Quand un féal se voit en féal (et je parle ici du féal que n’importe qui, inféodé à n’importe quoi, peut être aujourd’hui), se pense en féal, se comporte en féal, dût-il en éprouver de la colère et de la révolte contre lui-même, dût-il même prendre la décision « ferme » de secouer ses chaînes, d’en finir une bonne fois pour toutes avec son odieux état de dépendance, le résultat est toujours le même : il reste féal. Vérité d’Araldus il y a mille ans, vérité de l’homme « moderne », vérité de toujours…

Dans L’Ange exterminateur, Luis Buñuel montre un groupe de personnes de la bonne société mexicaine, réunies dans un grand salon bourgeois pour un brillant dîner, après une soirée à l’Opéra. Tout se passe bien, les gens savourent les plats servis, devisent agréablement, chacun à sa place dans cet ordre social parfait. À la fin du dîner, alors qu’ils veulent prendre congé et rentrer chez eux, les convives se rendent compte qu’ils n’arrivent pas à sortir du salon. À franchir le seuil de la porte de la maison de leur hôte pour s’en aller. Il n’y a aucune barrière physique, aucun obstacle « constatable » à leur départ, tout dans ce monde bien organisé semble « normal », mais rien n’y fait : ils sont coincés dans le salon, prisonniers, mystérieusement retenus par une force invisible mais surpuissante. Leurs propres chaînes intérieures… Et ce qu’ils vont devenir après plusieurs jours et autant de nuits dans cette irrationnelle (et en même temps très personnelle) réclusion ne sera pas beau à voir…

Araldus, le maître enchaîné, c’est précisément l’homme de ces chaînes mentales, les pires, celles que l’on consent (plus ou moins consciemment) à laisser nous asservir… à quoi ? À des puissances extérieures inexorables ? Certes… c’est vrai, cela existe. Même Napoléon a fini par chuter, par le jeu des circonstances, des forces qui s’abattaient sur lui, l’épouvantable caillante de Russie, Waterloo et tout le tremblement. Mais le vrai champ de bataille, c’est à l’intérieur qu’il se situe. Et c’est contre soi même que l’on perd ou que l’on gagne…
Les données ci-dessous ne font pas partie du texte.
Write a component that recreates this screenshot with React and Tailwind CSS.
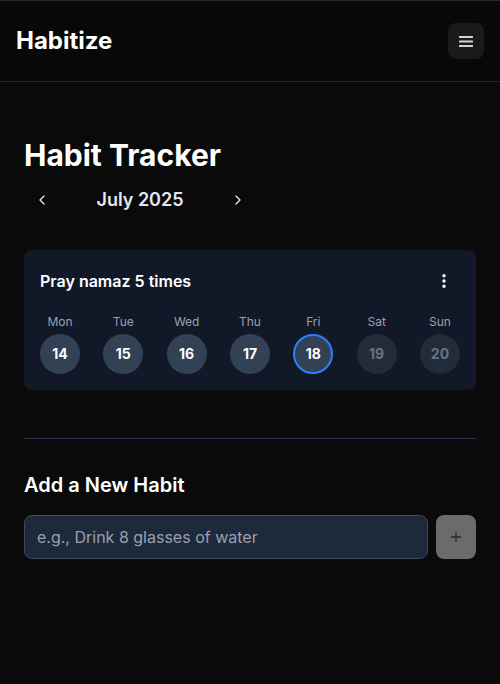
import React from 'react';
import { ChevronLeft, ChevronRight, EllipsisVertical, Plus } from 'lucide-react';

const days = [
  { label: 'Mon', num: 14 },
  { label: 'Tue', num: 15 },
  { label: 'Wed', num: 16 },
  { label: 'Thu', num: 17 },
  { label: 'Fri', num: 18, today: true },
  { label: 'Sat', num: 19, future: true },
  { label: 'Sun', num: 20, future: true },
];

const MenuIcon = () => (
  <svg width="14" height="11" viewBox="0 0 14 11" fill="#d4d4d4">
    <rect x="0" y="0" width="14" height="2" rx="0.5" />
    <rect x="0" y="4.5" width="14" height="2" rx="0.5" />
    <rect x="0" y="9" width="14" height="2" rx="0.5" />
  </svg>
);

const App = () => {
  return (
    <div
      className="min-h-[684px] bg-[#0a0a0a] text-white border-t border-[#2a2a2e]"
      style={{ fontFamily: 'Inter, "Noto Sans", sans-serif' }}
    >
      <header className="h-[81px] flex items-center justify-between px-4 border-b border-[#1f2733] bg-[#080808]">
        <h1 className="text-2xl font-bold">Habitize</h1>
        <button className="w-9 h-9 rounded-lg bg-[#1a1a1a] flex items-center justify-center">
          <MenuIcon />
        </button>
      </header>

      <main className="px-6 pt-[55px]">
        <h2 className="text-3xl font-bold">Habit Tracker</h2>

        <div className="flex items-center h-8 mt-[11px] ml-[2px]">
          <button className="w-8 h-8 flex items-center justify-center text-gray-200">
            <ChevronLeft size={16} strokeWidth={2} />
          </button>
          <span className="w-[164px] text-center text-lg font-semibold text-slate-200">July 2025</span>
          <button className="w-8 h-8 flex items-center justify-center text-gray-200">
            <ChevronRight size={16} strokeWidth={2} />
          </button>
        </div>

        <div className="mt-[34px] bg-[#111827] rounded-lg p-4">
          <div className="flex items-center justify-between h-[30px] mb-[18px]">
            <h3 className="text-base font-semibold">Pray namaz 5 times</h3>
            <button className="w-8 h-8 flex items-center justify-center text-white">
              <EllipsisVertical size={18} strokeWidth={2.5} />
            </button>
          </div>
          <div className="flex justify-between">
            {days.map((d) => (
              <div key={d.label} className="flex flex-col items-center gap-1">
                <span className="text-xs text-gray-400 leading-4">{d.label}</span>
                <div
                  className={
                    d.today
                      ? 'w-10 h-10 rounded-full bg-[#334155] border-2 border-blue-500 flex items-center justify-center text-sm font-bold text-white'
                      : d.future
                      ? 'w-10 h-10 rounded-full bg-[#222b3a] flex items-center justify-center text-sm font-bold text-gray-500'
                      : 'w-10 h-10 rounded-full bg-[#334155] flex items-center justify-center text-sm font-bold text-white'
                  }
                >
                  {d.num}
                </div>
              </div>
            ))}
          </div>
        </div>

        <div className="mt-12 border-t border-[#26344d]" />

        <h2 className="mt-8 text-xl font-semibold">Add a New Habit</h2>

        <div className="mt-4 flex gap-2">
          <input
            type="text"
            placeholder="e.g., Drink 8 glasses of water"
            className="flex-1 h-11 rounded-lg bg-[#1e293b] border border-[#3b4a63] px-3 text-base text-white placeholder:text-gray-400 outline-none"
          />
          <button className="w-10 h-11 rounded-lg bg-[#6b6b6b] flex items-center justify-center text-[#2a2a2a]">
            <Plus size={16} strokeWidth={2} />
          </button>
        </div>
      </main>
    </div>
  );
};

export default App;
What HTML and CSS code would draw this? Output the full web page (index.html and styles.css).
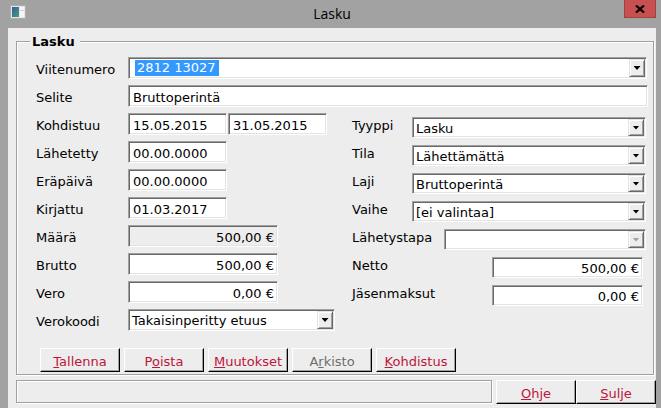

David Pascaud a eu la grande intelligence de tracer la trajectoire d’Araldus comme s’il s’agissait d’un héros « névrosé » de notre temps. On le comprend, on le « saisit », on l’accompagne jusqu’à la fin, on se l’approprie, parce que du fin fond de ses mille ans et de son domaine « disparu » des « Quatre rivières du nord », il nous renvoie l’image d’un homme terriblement contemporain, embourbé dans des luttes trop dures pour lui et dans la déchéance des illusions perdues. Il rejoint ainsi la grande tradition (très riche dans la littérature française) des héros fracassés, ou des antihéros, ou de ce que l’on pourrait appeler des infra-héros, Emma Bovary, le Des Esseintes de Huysmans dans À Rebours, le Bardamu de Céline, le Meursault de Camus, le Roquentin de Sartre, autant d’enchaînés qui, comme Araldus, n’arrivent jamais à faire de leur vie un destin.

 

III – Un peintre de la nature

David Pascaud s’inscrit avec une indiscutable réussite dans la filiation des grands descripteurs-décrypteurs de la nature. Restituer la nature par le verbe n’est pas une mince affaire (on n’est pas loin, du reste, du problème de la connaissance évoqué plus haut : ne faut-il pas connaître intimement cette nature, et les mots de cette nature, pour pouvoir la restituer ?). Je me souviens, quand j’allais, enfant, au cours de Talmud le dimanche matin, le rabbin nous expliquait que la particularité absolument unique de l’hébreu biblique par rapport à toutes les autres langues humaines, à commencer par les lettres mêmes de son alphabet, c’est précisément que ce ne sont pas seulement des lettres, avec les mots qu’elles forment, pour enfin devenir des phrases, mais que le « code » (on dirait depuis Saussure le « signifiant ») que forme cet ensemble devient, et même est littéralement la chose qu’il désigne, car le verbe divin y est en quelque sorte incarnation pure. La lettre, le mot, la phrase ne « décrivent » pas, n’ « évoquent » pas, ne « suggèrent » pas, ils sont la création, ils sont charnellement le monde et tout ce qui le constitue. Certes, il s’agit là d’une conception mystique, kabbalistique, dont on pourrait penser qu’elle ne regarde que des illuminés, des mystiques et des kabbalistes précisément. Mais je tiens que toute authentique littérature (que l’on peut prendre certes, dans ces conditions, et même les plus grandes, comme une sorte de produit dérivé ou d’altération inspirée du Verbe créateur) a nécessairement retenu quelque chose de cette « incompréhensible leçon ». Et cela me semble particulièrement frappant chez les auteurs qui ont su restituer, jusqu’à les rendre incroyablement présentes, « plus vraies que nature » si je puis dire, les mille facettes de la nature : Robert-Louis Stevenson dans Voyage avec un âne dans les Cévennes (grand livre de jeunesse, où l’effort littéraire pour se confronter avec la « présence naturelle » est prodigieux), Mary Shelley dans Frankenstein, le Victor Hugo des Contemplations, Gérard de Nerval et ses déchirants derniers écrits, Aurélia notamment, sur sa région de l’Oise…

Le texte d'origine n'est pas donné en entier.